Say how many lines of the material below contain the word "screenshot", with no other words.

____________

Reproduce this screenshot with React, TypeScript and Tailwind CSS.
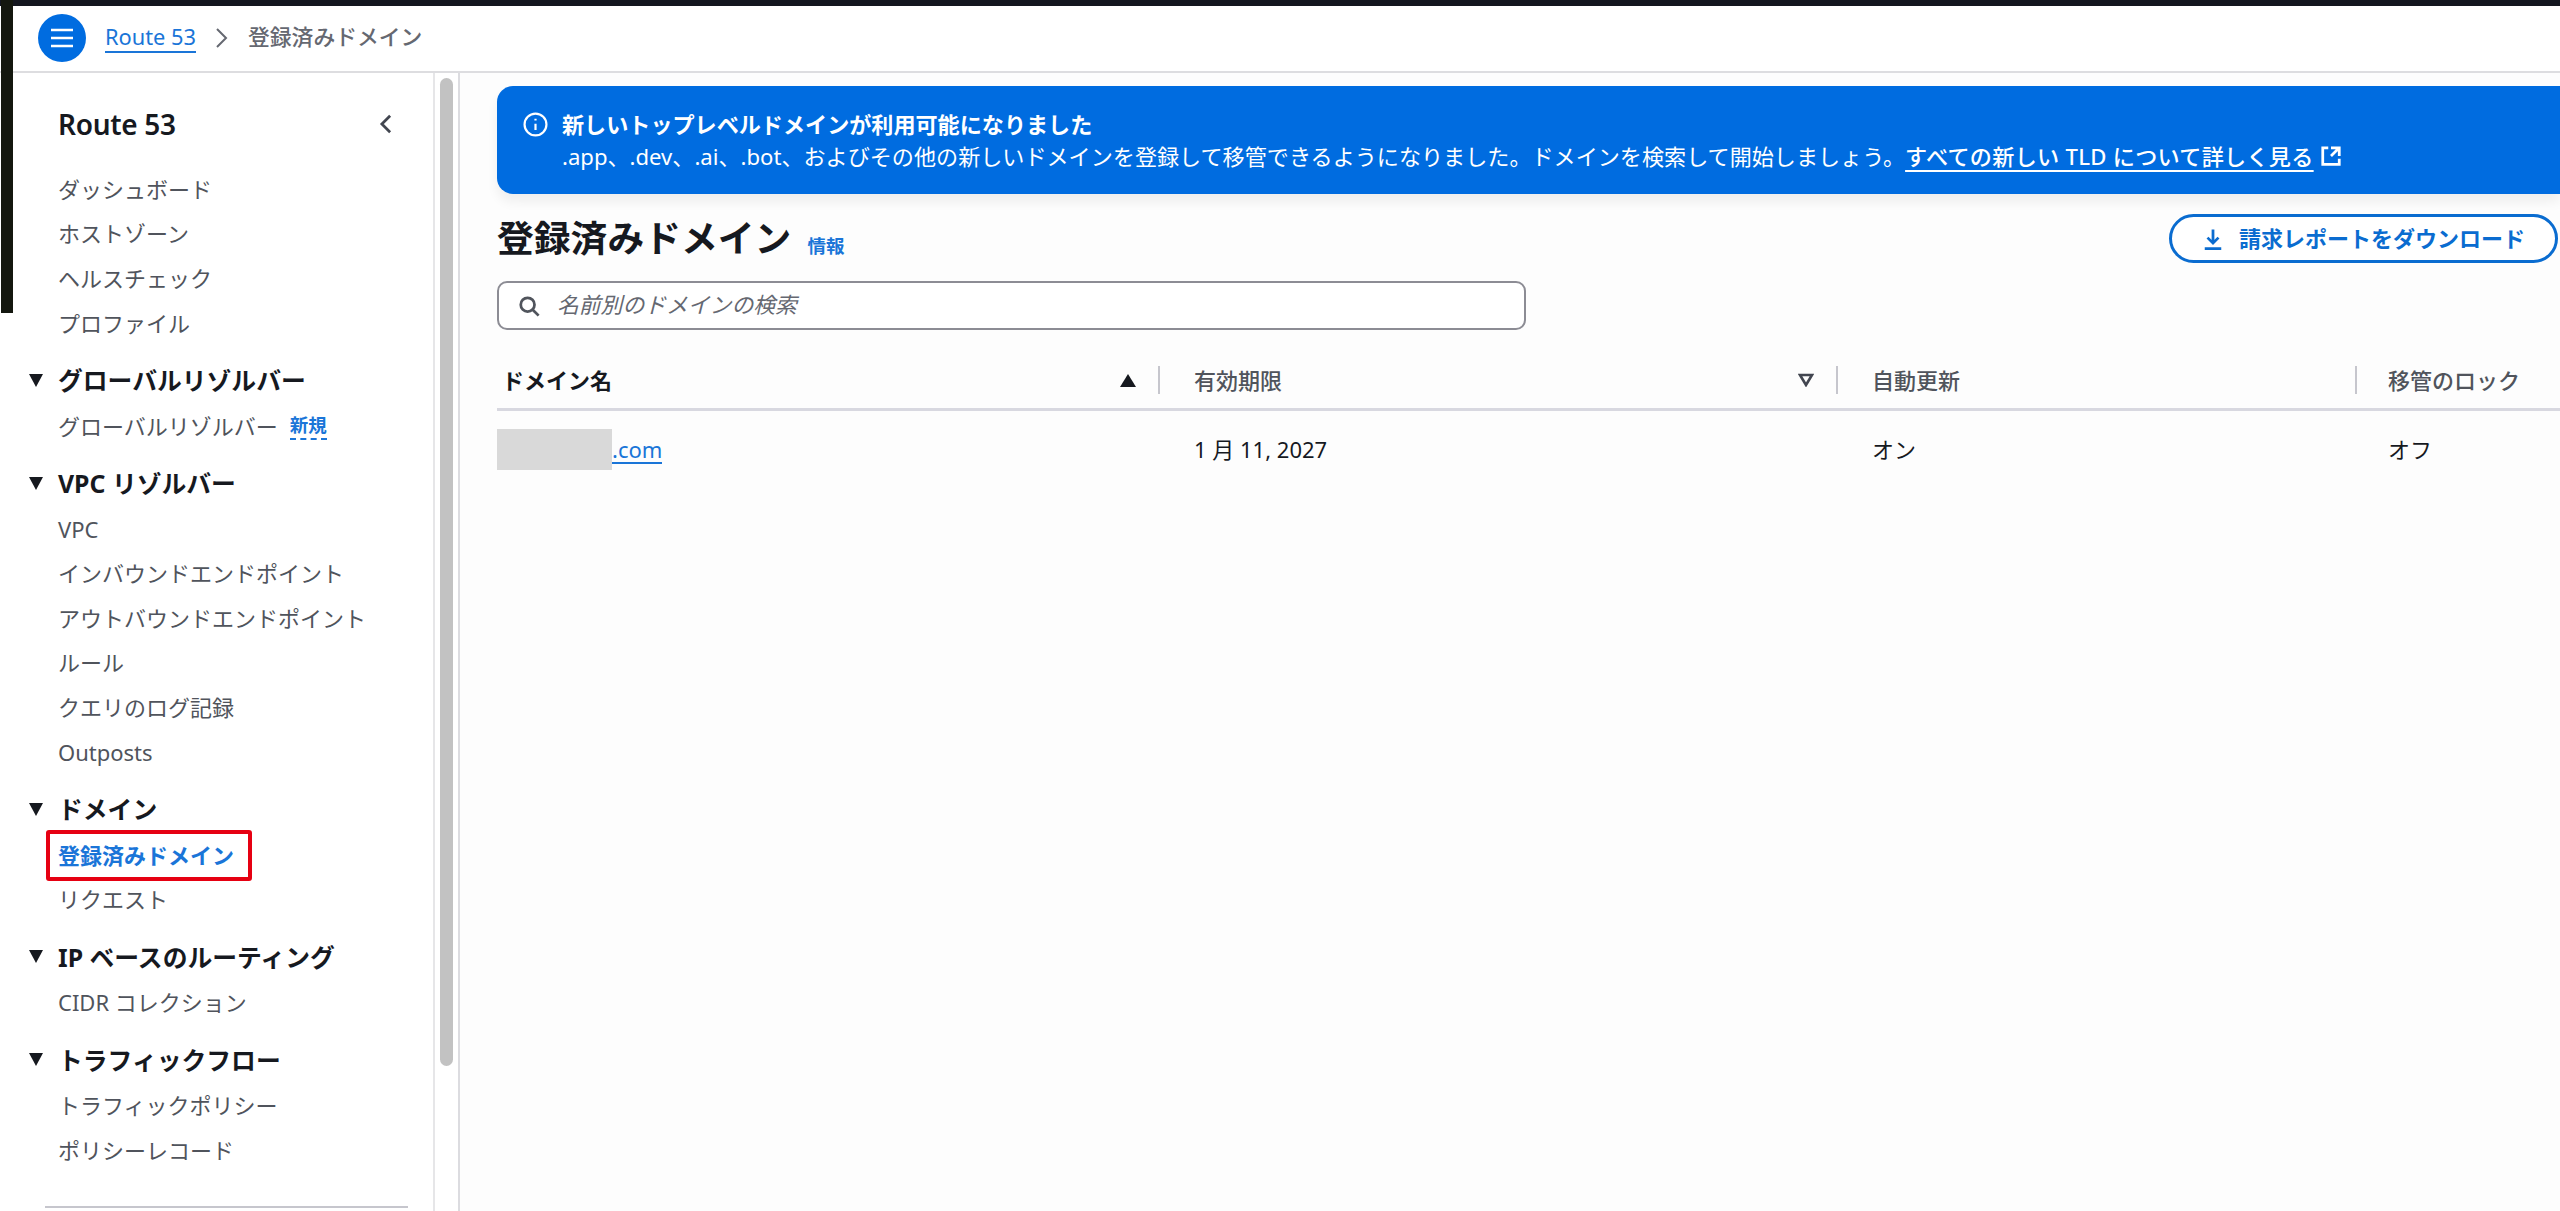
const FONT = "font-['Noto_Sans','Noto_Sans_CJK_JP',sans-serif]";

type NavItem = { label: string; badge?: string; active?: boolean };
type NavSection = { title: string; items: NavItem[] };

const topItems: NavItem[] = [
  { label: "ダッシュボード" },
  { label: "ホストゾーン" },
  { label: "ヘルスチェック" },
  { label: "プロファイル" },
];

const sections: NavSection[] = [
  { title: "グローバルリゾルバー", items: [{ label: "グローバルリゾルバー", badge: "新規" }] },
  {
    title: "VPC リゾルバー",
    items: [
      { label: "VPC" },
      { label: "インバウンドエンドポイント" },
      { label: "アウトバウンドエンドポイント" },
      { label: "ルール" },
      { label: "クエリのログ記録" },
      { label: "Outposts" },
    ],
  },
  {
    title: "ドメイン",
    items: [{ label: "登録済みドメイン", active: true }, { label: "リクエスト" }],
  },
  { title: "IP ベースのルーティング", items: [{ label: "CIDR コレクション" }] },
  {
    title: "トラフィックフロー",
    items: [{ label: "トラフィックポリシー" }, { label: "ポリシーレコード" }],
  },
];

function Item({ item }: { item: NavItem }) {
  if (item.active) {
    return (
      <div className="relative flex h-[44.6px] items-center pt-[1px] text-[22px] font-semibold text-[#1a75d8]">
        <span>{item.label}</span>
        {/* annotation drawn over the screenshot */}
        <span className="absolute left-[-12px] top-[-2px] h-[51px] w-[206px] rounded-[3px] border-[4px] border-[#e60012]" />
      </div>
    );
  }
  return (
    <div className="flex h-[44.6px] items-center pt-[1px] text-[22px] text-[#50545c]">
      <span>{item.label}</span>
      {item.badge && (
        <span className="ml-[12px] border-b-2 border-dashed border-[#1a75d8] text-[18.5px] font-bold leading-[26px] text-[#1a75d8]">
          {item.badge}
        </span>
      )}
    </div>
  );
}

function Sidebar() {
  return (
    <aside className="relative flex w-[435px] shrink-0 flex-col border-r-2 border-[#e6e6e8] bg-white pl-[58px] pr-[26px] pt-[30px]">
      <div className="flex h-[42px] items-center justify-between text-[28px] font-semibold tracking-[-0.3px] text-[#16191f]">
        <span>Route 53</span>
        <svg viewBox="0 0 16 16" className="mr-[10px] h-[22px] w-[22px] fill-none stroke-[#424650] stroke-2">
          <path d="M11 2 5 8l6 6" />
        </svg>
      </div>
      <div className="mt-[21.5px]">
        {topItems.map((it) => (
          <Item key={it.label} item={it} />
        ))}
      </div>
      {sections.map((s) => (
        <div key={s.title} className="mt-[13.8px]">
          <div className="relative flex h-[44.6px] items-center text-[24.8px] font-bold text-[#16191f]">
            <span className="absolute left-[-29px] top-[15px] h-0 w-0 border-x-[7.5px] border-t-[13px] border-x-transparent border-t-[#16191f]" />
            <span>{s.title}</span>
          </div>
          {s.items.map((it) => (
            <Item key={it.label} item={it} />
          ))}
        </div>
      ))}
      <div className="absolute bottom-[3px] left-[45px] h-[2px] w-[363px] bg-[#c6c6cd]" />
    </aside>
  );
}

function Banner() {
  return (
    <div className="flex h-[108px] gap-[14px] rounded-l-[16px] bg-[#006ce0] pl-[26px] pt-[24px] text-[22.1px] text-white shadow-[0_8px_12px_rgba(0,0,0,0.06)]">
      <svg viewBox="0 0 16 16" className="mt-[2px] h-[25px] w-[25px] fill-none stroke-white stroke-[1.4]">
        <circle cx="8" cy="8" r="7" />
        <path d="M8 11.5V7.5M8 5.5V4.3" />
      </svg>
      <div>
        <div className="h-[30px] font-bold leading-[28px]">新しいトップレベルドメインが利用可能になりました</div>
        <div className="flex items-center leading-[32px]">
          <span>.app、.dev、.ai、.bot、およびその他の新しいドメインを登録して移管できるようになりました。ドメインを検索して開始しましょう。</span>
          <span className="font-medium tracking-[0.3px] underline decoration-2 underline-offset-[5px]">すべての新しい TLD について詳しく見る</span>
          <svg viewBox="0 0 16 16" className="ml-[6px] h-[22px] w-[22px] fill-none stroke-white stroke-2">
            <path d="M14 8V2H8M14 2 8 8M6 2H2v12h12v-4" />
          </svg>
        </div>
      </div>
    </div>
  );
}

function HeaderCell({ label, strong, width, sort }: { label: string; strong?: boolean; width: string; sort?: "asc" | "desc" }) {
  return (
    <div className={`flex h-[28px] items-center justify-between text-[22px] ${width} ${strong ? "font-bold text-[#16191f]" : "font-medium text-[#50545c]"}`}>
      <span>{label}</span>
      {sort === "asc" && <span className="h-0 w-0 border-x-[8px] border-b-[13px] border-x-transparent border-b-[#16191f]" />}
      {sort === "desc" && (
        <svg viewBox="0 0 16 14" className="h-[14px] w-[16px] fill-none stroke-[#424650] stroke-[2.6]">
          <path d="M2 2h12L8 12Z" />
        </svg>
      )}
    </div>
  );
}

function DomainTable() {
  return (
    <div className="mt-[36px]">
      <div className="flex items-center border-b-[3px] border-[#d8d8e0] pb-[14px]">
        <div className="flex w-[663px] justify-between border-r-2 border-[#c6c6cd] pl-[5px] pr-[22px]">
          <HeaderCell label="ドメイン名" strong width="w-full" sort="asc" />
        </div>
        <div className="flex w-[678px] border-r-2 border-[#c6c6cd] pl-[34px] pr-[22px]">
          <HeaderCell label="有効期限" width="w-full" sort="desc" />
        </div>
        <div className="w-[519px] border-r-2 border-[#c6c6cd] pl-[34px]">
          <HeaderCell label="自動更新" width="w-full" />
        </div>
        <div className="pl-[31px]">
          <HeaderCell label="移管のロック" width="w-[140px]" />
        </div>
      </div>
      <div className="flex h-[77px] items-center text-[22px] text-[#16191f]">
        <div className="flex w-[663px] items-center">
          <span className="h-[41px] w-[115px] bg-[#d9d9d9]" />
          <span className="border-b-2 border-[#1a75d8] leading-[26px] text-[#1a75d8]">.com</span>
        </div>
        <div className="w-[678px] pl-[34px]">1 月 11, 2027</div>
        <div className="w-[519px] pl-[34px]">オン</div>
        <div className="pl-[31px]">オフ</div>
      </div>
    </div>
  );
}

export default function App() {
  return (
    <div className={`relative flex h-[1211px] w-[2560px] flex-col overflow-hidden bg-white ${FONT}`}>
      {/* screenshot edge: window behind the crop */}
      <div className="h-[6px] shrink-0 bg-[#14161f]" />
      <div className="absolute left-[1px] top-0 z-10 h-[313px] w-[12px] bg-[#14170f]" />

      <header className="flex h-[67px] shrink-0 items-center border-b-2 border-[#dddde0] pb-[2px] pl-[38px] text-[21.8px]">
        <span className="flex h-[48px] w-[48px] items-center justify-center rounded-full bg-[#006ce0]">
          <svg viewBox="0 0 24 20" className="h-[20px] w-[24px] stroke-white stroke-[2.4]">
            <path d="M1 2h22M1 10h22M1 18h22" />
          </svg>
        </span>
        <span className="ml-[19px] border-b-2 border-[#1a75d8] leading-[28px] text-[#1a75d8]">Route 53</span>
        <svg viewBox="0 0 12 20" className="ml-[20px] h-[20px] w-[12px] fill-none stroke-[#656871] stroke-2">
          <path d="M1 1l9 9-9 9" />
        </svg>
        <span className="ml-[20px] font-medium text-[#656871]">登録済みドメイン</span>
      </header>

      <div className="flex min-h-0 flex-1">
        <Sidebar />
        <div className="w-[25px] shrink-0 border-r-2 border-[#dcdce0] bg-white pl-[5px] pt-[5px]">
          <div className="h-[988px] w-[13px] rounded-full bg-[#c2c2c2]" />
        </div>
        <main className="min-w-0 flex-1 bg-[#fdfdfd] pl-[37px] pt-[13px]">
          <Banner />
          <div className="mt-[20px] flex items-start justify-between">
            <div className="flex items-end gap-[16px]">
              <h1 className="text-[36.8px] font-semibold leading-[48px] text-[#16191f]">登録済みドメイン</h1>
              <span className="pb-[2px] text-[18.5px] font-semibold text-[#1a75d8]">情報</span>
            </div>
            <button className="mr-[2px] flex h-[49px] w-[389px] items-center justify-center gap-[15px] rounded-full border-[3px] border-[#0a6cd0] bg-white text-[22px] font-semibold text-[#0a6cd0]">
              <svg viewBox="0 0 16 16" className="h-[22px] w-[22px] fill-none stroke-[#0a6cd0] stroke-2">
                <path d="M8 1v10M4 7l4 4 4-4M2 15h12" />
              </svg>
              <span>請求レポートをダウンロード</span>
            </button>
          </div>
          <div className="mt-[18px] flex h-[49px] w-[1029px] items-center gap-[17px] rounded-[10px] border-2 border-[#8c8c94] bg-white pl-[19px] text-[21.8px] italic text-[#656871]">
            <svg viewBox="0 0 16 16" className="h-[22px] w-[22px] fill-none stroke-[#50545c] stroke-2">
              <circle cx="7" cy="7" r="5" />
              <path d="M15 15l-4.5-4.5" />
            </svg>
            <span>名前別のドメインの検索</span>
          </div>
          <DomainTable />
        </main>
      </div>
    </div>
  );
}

____________

* **FINISHED TASK**:
3